The results broadened our understanding. Alongside climate worries, we found widespread unease about the future. More than half of those surveyed said they self-censor when discussing sustainability and social justice out of fear of judgment—yet 80% said safe, open communities for these conversations are essential.
In other words, they care deeply and want to talk about and contribute to solving these issues, but do not feel safe doing so. This reflected the tension in my student’s letter: deep commitment paired with discouragement about not being acknowledged or heard.
Concern and Anxiety
Large majorities of poll respondents agreed across partisan divides. On issues of sustainability—from climate change to education, health, clean water and clean energy—U.S. youths agree that action is needed. More than seven in 10 U.S. youths ranked all 17 United Nations Sustainable Development Goals as at least “somewhat important” regardless of race, gender, age, political identity or party affiliation. They may be divided over how to act, but they are not divided in their concern.
However, concern doesn’t always translate into confidence. While seven in 10 at least somewhat agreed that they feel responsible for acting on sustainability and social justice, fewer than one in three strongly agreed that they are confident in how to do so. This gap may help explain the high levels of eco-anxiety—nearly two in three (63%) youths somewhat agreed with the statement: “My level of concern for climate change causes psychological distress that impacts my daily life.”
Higher Education's Role
The ages of our respondents, encompassing those typically before, during and after college, should directly inform higher education leaders. From these results, it is clear that young people expect a response. Approximately three in four said colleges and universities should teach about sustainability and social justice (75%) and also teach the skills to act (74%). Such skills include those described by the Inner Development Goals project—capacities like resilience, empathy and critical thinking that help students stay engaged even when challenges feel overwhelming. Just as important, they told us that campuses must foster safe spaces for dialogue where students feel free to voice their concerns and ideas.
At Sacred Heart, we have started to weave sustainability and social justice into core areas of the curriculum. The First-Year Writing Seminar (FYWS) now features sustainability as a unifying theme, and FYWS course coordinator Amie Reilly and I recently received a $200,000 grant from the Davis Educational Foundation to expand and refine this work. The Laudato Si’ Initiative, led by Chelsea King and Kathy Katts, has reinvigorated our recycling efforts and expanded nature trails and reflective areas for our community to build the inner capacities required for this work.

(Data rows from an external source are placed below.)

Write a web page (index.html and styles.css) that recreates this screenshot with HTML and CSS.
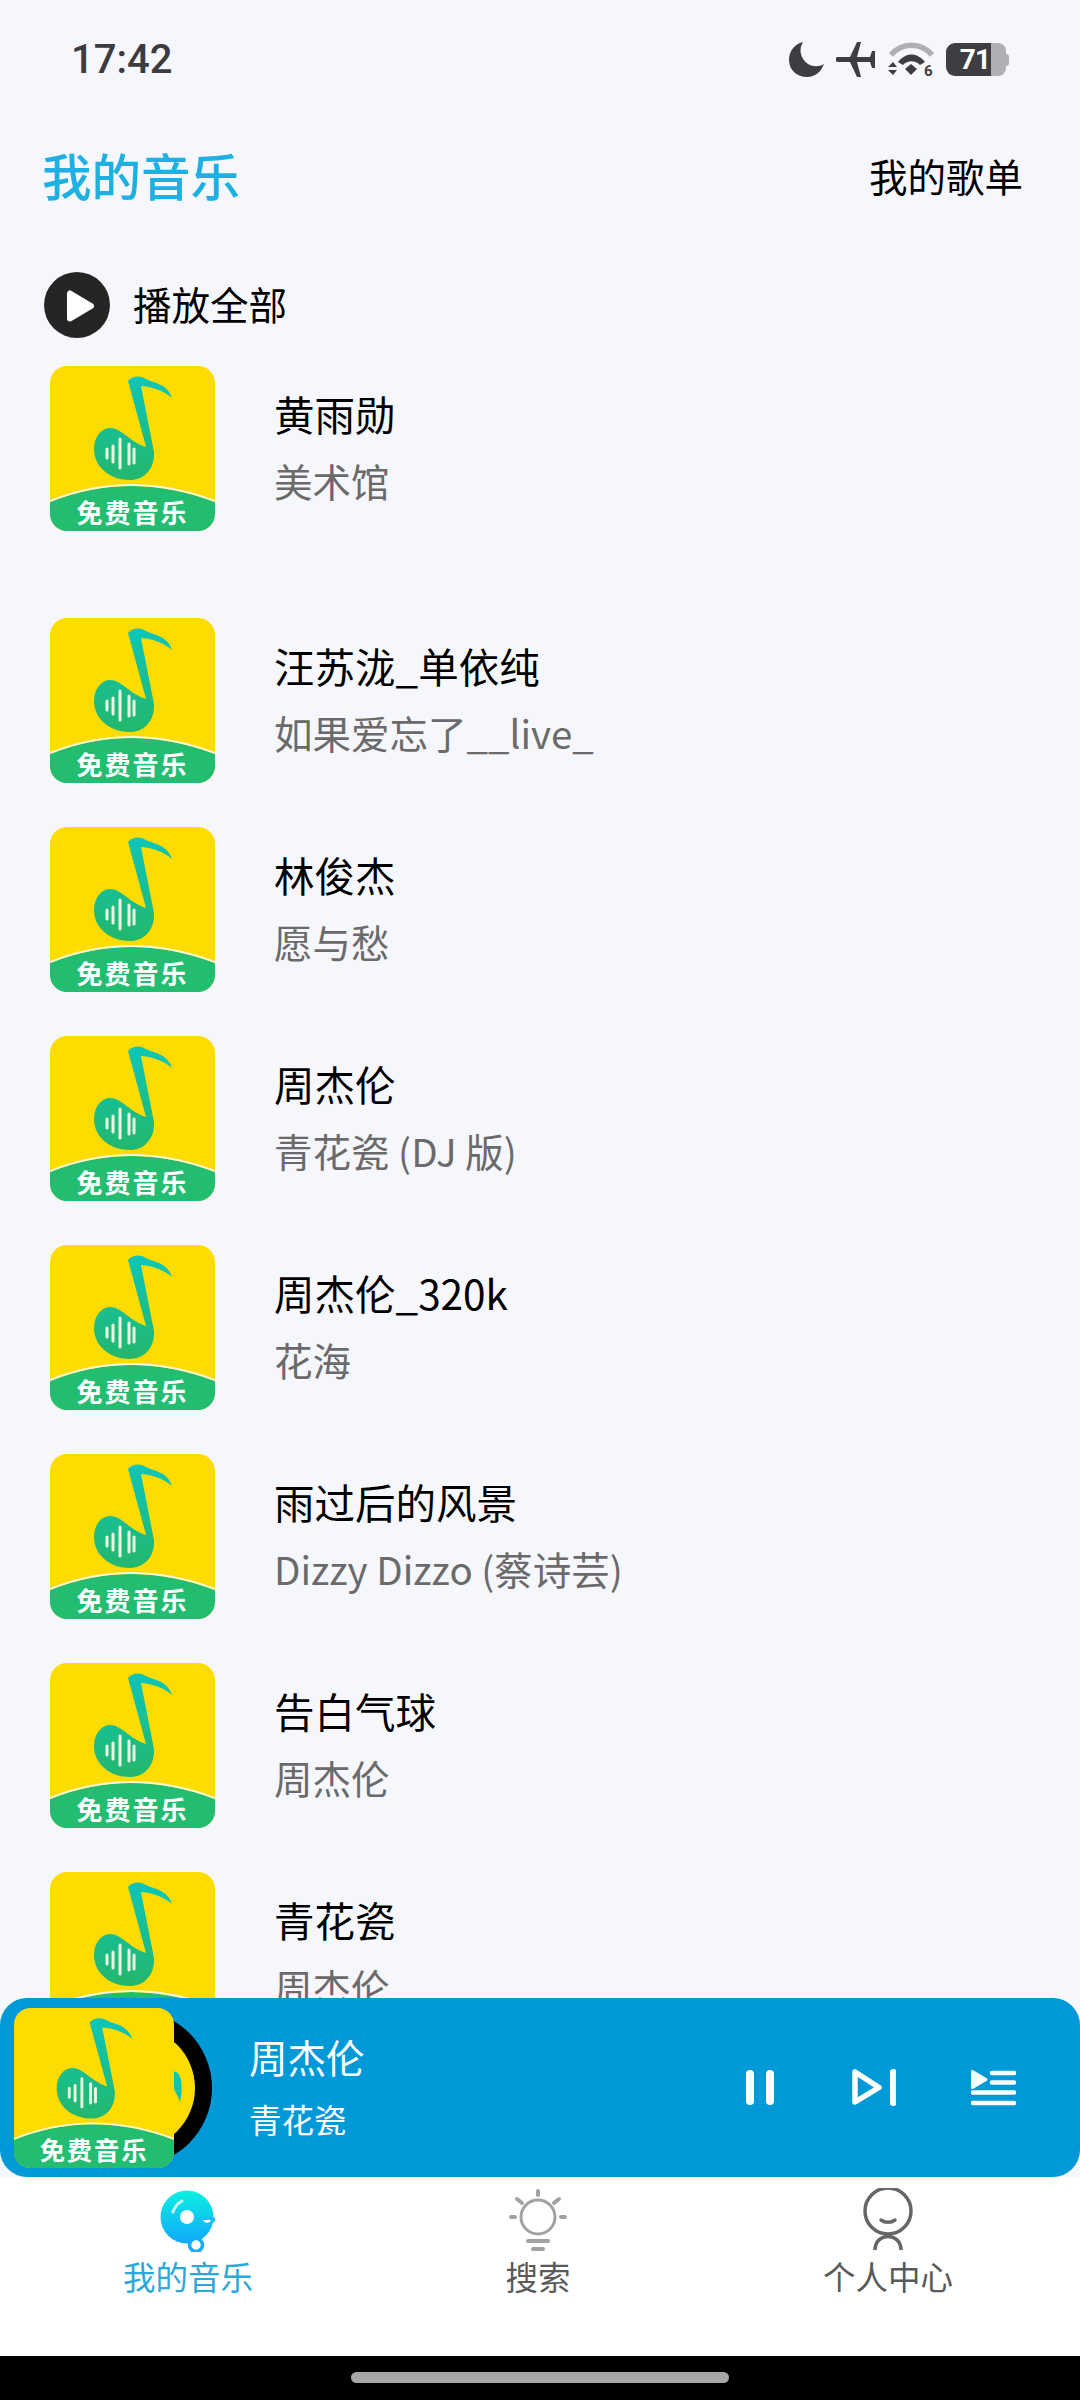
FILE: index.html
```html
<!DOCTYPE html>
<html lang="zh">
<head>
<meta charset="utf-8">
<title>我的音乐</title>
<link rel="stylesheet" href="styles.css">
</head>
<body>
<svg class="defs" width="0" height="0" aria-hidden="true">
  <defs>
    <linearGradient id="noteGrad" x1="0" y1="0" x2="0" y2="1">
      <stop offset="0" stop-color="#0cc6b8"/>
      <stop offset="1" stop-color="#24b76c"/>
    </linearGradient>
    <linearGradient id="tabGrad" x1="0" y1="0" x2="0" y2="1">
      <stop offset="0" stop-color="#0cf0e0"/>
      <stop offset="1" stop-color="#10a8fb"/>
    </linearGradient>
    <symbol id="art" viewBox="0 0 165 165">
      <rect width="165" height="165" rx="17" fill="#ffdc00"/>
      <path d="M78 15C82 10 90 9 96 13C103 17 117 17 122 32C115 26 105 21 91 20L104 86C105 104 93 114 80 114C60 114 44 101 44 83C44 70 52 62 60 62C72 62 78 75 96 81Z" fill="url(#noteGrad)"/>
      <path d="M57 83V92M63 80V96M70 73V102M79 78V98M84 83V97" stroke="#e9f8df" stroke-width="3" stroke-linecap="round" fill="none"/>
      <path d="M0 136Q80 104 165 136V148A17 17 0 0 1 148 165H17A17 17 0 0 1 0 148Z" fill="#23bd72"/>
      <path d="M0 135Q80 103 165 135" fill="none" stroke="#fff6d0" stroke-width="2"/>
      <text class="art-text" x="82.5" y="157" text-anchor="middle">免费音乐</text>
    </symbol>
  </defs>
</svg>

<div class="status">
  <span class="time">17:42</span>
  <div class="status-icons">
    <svg class="ic-moon" viewBox="0 0 35 35"><path d="M14 0C5 2 0 10 0 18C0 28 8 35 18 35C26 35 32 30 35 22C30 25 24 25 19 22C12 17 9 8 14 0Z" fill="#3e3e42"/></svg>
    <svg class="ic-plane" viewBox="0 0 40 35"><path d="M2 15H14L21 0H25L21 15H34L36 9H39V26H36L34 20H21L25 35H21L14 20H2A2.500 2.500 0 0 1 2 15Z" fill="#3e3e42"/></svg>
    <svg class="ic-wifi" viewBox="0 0 47 35">
      <path d="M3 13C14 0 33 0 44 13" fill="none" stroke="#b0b0b4" stroke-width="5.500"/>
      <path d="M10 20C18 10 29 10 37 20L32 23C27 18 20 18 15 23Z" fill="#3e3e42"/>
      <path d="M17 27L23 22L29 27L23 33Z" fill="#3e3e42"/>
      <path d="M0 25L5 20L9 25ZM0 28L5 33L9 28Z" fill="#3e3e42"/>
      <text class="wifi-text" x="36" y="34">6</text>
    </svg>
    <div class="battery">
      <span class="battery-fill">71</span>
      <span class="battery-rest"></span>
      <span class="battery-tip"></span>
    </div>
  </div>
</div>

<header class="head">
  <h1 class="head-title">我的音乐</h1>
  <span class="head-link">我的歌单</span>
</header>

<div class="play-all">
  <svg class="play-icon" viewBox="0 0 66 66">
    <circle cx="33" cy="33" r="33" fill="#252525"/>
    <path d="M26 21.500V46.500L47 34Z" fill="#fff" stroke="#fff" stroke-width="6" stroke-linejoin="round"/>
  </svg>
  <span>播放全部</span>
</div>

<main class="list">
  <div class="row row-first">
    <svg class="cover"><use href="#art"/></svg>
    <div class="row-text"><div class="row-title">黄雨勋</div><div class="row-sub">美术馆</div></div>
  </div>
  <div class="row">
    <svg class="cover"><use href="#art"/></svg>
    <div class="row-text"><div class="row-title">汪苏泷_单依纯</div><div class="row-sub">如果爱忘了__live_</div></div>
  </div>
  <div class="row">
    <svg class="cover"><use href="#art"/></svg>
    <div class="row-text"><div class="row-title">林俊杰</div><div class="row-sub">愿与愁</div></div>
  </div>
  <div class="row">
    <svg class="cover"><use href="#art"/></svg>
    <div class="row-text"><div class="row-title">周杰伦</div><div class="row-sub">青花瓷 (DJ 版)</div></div>
  </div>
  <div class="row">
    <svg class="cover"><use href="#art"/></svg>
    <div class="row-text"><div class="row-title">周杰伦_320k</div><div class="row-sub">花海</div></div>
  </div>
  <div class="row">
    <svg class="cover"><use href="#art"/></svg>
    <div class="row-text"><div class="row-title">雨过后的风景</div><div class="row-sub">Dizzy Dizzo (蔡诗芸)</div></div>
  </div>
  <div class="row">
    <svg class="cover"><use href="#art"/></svg>
    <div class="row-text"><div class="row-title">告白气球</div><div class="row-sub">周杰伦</div></div>
  </div>
  <div class="row">
    <svg class="cover"><use href="#art"/></svg>
    <div class="row-text"><div class="row-title">青花瓷</div><div class="row-sub">周杰伦</div></div>
  </div>
</main>

<section class="mini">
  <div class="mini-art">
    <svg class="mini-disc" viewBox="0 0 156 156">
      <circle cx="78" cy="78" r="78" fill="#000"/>
      <circle cx="78" cy="78" r="61" fill="#ffdc00"/>
      <path d="M116 62C119 60 124 63 125 70C126 76 126 84 124 92C121 82 112 74 116 62Z" fill="#10c4ae"/>
    </svg>
    <svg class="mini-cover"><use href="#art"/></svg>
  </div>
  <div class="mini-text">
    <div class="mini-title">周杰伦</div>
    <div class="mini-sub">青花瓷</div>
  </div>
  <div class="controls">
    <svg class="ic-pause" viewBox="0 0 28 35"><rect width="8" height="35" rx="4" fill="#fff"/><rect x="20" width="8" height="35" rx="4" fill="#fff"/></svg>
    <svg class="ic-next" viewBox="0 0 44 37">
      <path d="M3 3V33L27 18.500Z" fill="none" stroke="#fff" stroke-width="5.500" stroke-linejoin="round"/>
      <rect x="38" y="0" width="6.500" height="37" rx="3" fill="#fff"/>
    </svg>
    <svg class="ic-queue" viewBox="0 0 45 36">
      <path d="M1.500 1.500V17.500L15 9.500Z" fill="#fff" stroke="#fff" stroke-width="3" stroke-linejoin="round"/>
      <path d="M21 3H43M21 12.500H43M2 22.500H43M2 33H43" stroke="#fff" stroke-width="4.500" stroke-linecap="round" fill="none"/>
    </svg>
  </div>
</section>

<nav class="tabs">
  <div class="tab tab-active">
    <svg class="tab-icon" viewBox="0 0 64 64">
      <circle cx="31" cy="29" r="26.500" fill="url(#tabGrad)"/>
      <circle cx="31" cy="29" r="7" fill="#fff"/>
      <path d="M17 24C19 18 22 15 26 13" fill="none" stroke="#c8f8f6" stroke-width="3" stroke-linecap="round"/>
      <path d="M45 29H57C60 29 60 32 58 34L51 39C47 40 43 35 45 29Z" fill="#1cc0f8"/>
      <path d="M47 32H55C54 35 49 36 47 32Z" fill="#fff"/>
      <circle cx="40" cy="57" r="6.500" fill="#fff" stroke="#12b0fa" stroke-width="3.500"/>
    </svg>
    <span>我的音乐</span>
  </div>
  <div class="tab">
    <svg class="tab-icon" viewBox="0 0 64 64">
      <circle cx="32" cy="29" r="17" fill="none" stroke="#a2a2a2" stroke-width="3"/>
      <path d="M32 3V7M11 11L16 15M53 11L48 15M5 29H9M55 29H59M22 53H42M27 61H37" stroke="#a2a2a2" stroke-width="4" stroke-linecap="round" fill="none"/>
    </svg>
    <span>搜索</span>
  </div>
  <div class="tab">
    <svg class="tab-icon" viewBox="0 0 64 64">
      <circle cx="32" cy="23" r="23" fill="none" stroke="#666" stroke-width="3.500"/>
      <path d="M25 32C29 35 35 35 39 32" fill="none" stroke="#666" stroke-width="3.500" stroke-linecap="round"/>
      <path d="M19 62C19 44 45 44 45 62" fill="none" stroke="#666" stroke-width="3.500"/>
    </svg>
    <span>个人中心</span>
  </div>
</nav>

<div class="nav-bar"><span class="nav-pill"></span></div>
</body>
</html>
```

FILE: styles.css
```css
* { box-sizing: border-box; }
html, body { margin: 0; padding: 0; }
body {
  width: 1080px;
  height: 2400px;
  overflow: hidden;
  display: flex;
  flex-direction: column;
  background: #f6f7fc;
  color: #000;
  font-family: "Noto Sans CJK SC", "Noto Sans", sans-serif;
}
.defs { position: absolute; }
.art-text { font-size: 26px; font-weight: 700; letter-spacing: 2px; fill: #fff; font-family: "Noto Sans CJK SC", sans-serif; }
.wifi-text { font-size: 15px; font-weight: 700; fill: #3e3e42; font-family: Roboto, sans-serif; }

.status {
  height: 120px;
  flex: none;
  display: flex;
  justify-content: space-between;
  padding: 36px 71px 0 71px;
  align-items: flex-start;
}
.time { font-family: Roboto, sans-serif; font-weight: 500; font-size: 40px; line-height: 48px; color: #3c3c40; }
.status-icons { display: flex; align-items: center; gap: 12px; padding-top: 6px; }
.ic-moon { width: 35px; height: 35px; }
.ic-plane { width: 40px; height: 35px; }
.ic-wifi { width: 47px; height: 35px; }
.battery { display: flex; align-items: center; height: 33px; margin-left: -1px; }
.battery-fill {
  width: 45px; height: 33px;
  background: #3e3e42; color: #fff;
  border-radius: 9px 0 0 9px;
  font: 700 28px/33px Roboto, sans-serif;
  letter-spacing: -1px;
  text-align: right;
  padding-right: 1px;
}
.battery-rest { width: 15px; height: 33px; background: #b0b0b4; border-radius: 0 8px 8px 0; }
.battery-tip { width: 3px; height: 12px; background: #b0b0b4; border-radius: 0 3px 3px 0; }

.head {
  flex: none;
  height: 116px;
  display: flex;
  justify-content: space-between;
  align-items: flex-start;
  padding: 20px 57px 0 42px;
}
.head-title { margin: 0; font-size: 49.5px; font-weight: 500; color: #1eb0e2; line-height: 70px; }
.head-link { font-size: 38.500px; line-height: 70px; }

.play-all {
  flex: none;
  height: 130px;
  display: flex;
  align-items: flex-start;
  gap: 23px;
  padding: 36px 0 0 44px;
  font-size: 38.500px;
  line-height: 62px;
}
.play-icon { width: 66px; height: 66px; flex: none; }

.list { flex: 1; min-height: 0; overflow: hidden; }
.row { display: flex; gap: 59px; padding: 0 0 44px 50px; }
.row-first { padding-bottom: 87px; }
.cover { width: 165px; height: 165px; flex: none; }
.row-text { padding-top: 18px; }
.row-title { font-size: 40.500px; line-height: 60px; }
.row-sub { font-size: 38.500px; line-height: 60px; margin-top: 6px; color: #6a6a6a; }

.mini {
  flex: none;
  height: 179px;
  background: #0099d8;
  border-radius: 27px;
  display: flex;
  align-items: center;
  padding: 0 64px 0 14px;
  color: #fff;
}
.mini-art { position: relative; width: 160px; height: 160px; flex: none; }
.mini-cover { position: absolute; left: 0; top: 0; width: 160px; height: 160px; }
.mini-disc { position: absolute; left: 42px; top: 2px; width: 156px; height: 156px; }
.mini-text { margin-left: 75px; padding-bottom: 3px; }
.mini-title { font-size: 38.500px; line-height: 56px; }
.mini-sub { font-size: 32.500px; line-height: 50px; margin-top: 10px; }
.controls { margin-left: auto; display: flex; align-items: center; gap: 78px; }
.ic-pause { width: 28px; height: 35px; }
.ic-next { width: 44px; height: 37px; }
.ic-queue { width: 45px; height: 36px; margin-left: -3px; }

.tabs {
  flex: none;
  height: 179px;
  background: #fff;
  display: flex;
  justify-content: space-between;
  padding: 11px 122px 0 118px;
}
.tab {
  width: 140px;
  display: flex;
  flex-direction: column;
  align-items: center;
  font-size: 32.500px;
  line-height: 44px;
  color: #5a5a5a;
  white-space: nowrap;
}
.tab-active { color: #2ea8d8; }
.tab-icon { width: 64px; height: 64px; flex: none; margin-bottom: 2px; }

.nav-bar {
  flex: none;
  height: 44px;
  background: #000;
  display: flex;
  justify-content: center;
  padding-top: 16px;
}
.nav-pill { width: 378px; height: 11px; border-radius: 6px; background: #a6a6a6; }
```
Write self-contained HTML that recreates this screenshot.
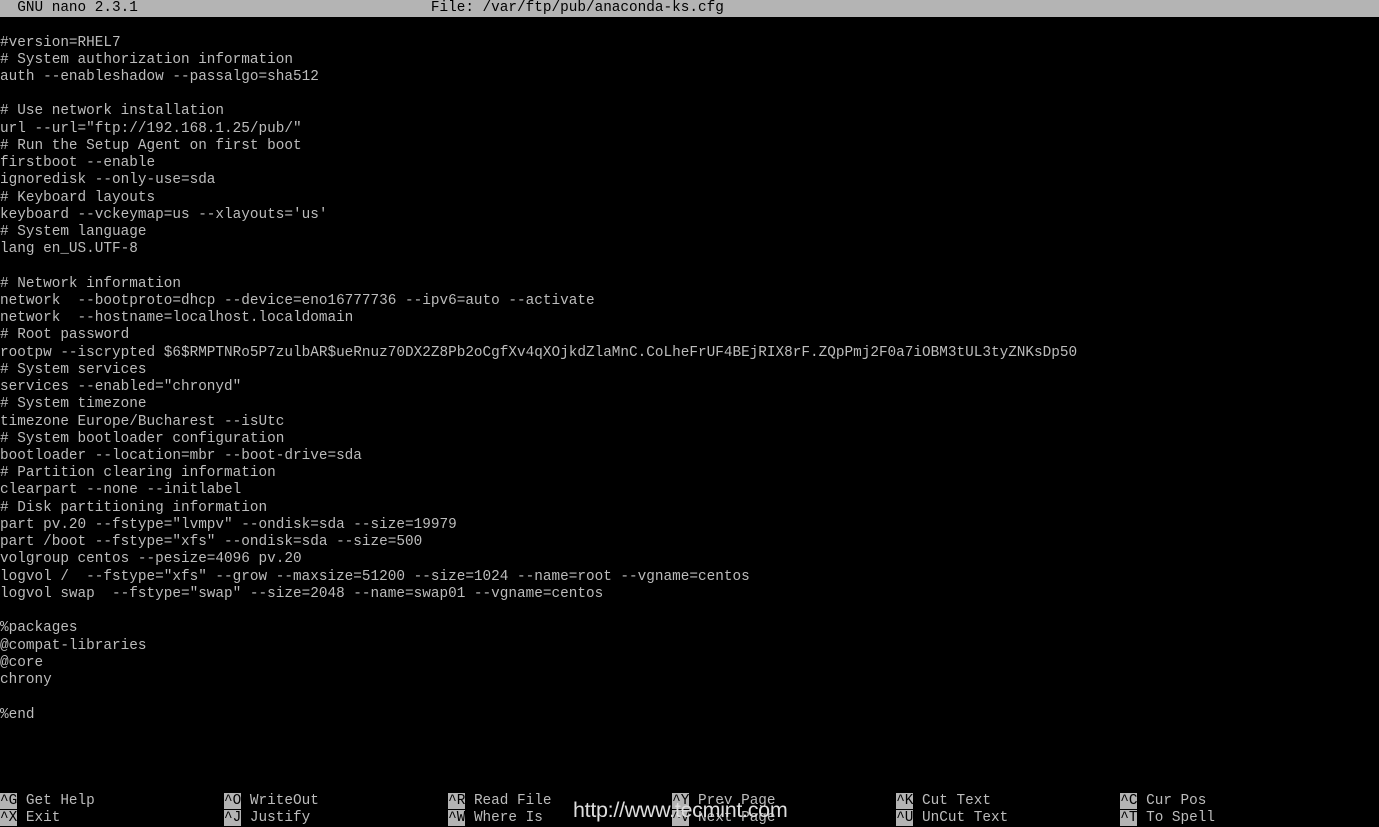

These are just the latest efforts in a long history of pursuing a sustainable future that began with SHU community members before I arrived and will continue now that I am retiring—this type of work is at the core of the University mission that “embraces a vision for social justice and educates students in mind, body and spirit to prepare them personally and professionally to make a difference in the global community.”
Eco-anxiety is real. But higher education institutions like Sacred Heart are beginning to turn that worry into purpose, equipping young people not only with knowledge, but with the confidence and skills to effect change now. I am excited to see the many ways the Sacred Heart community will continue to do the hard work required to keep moving this essential work forward.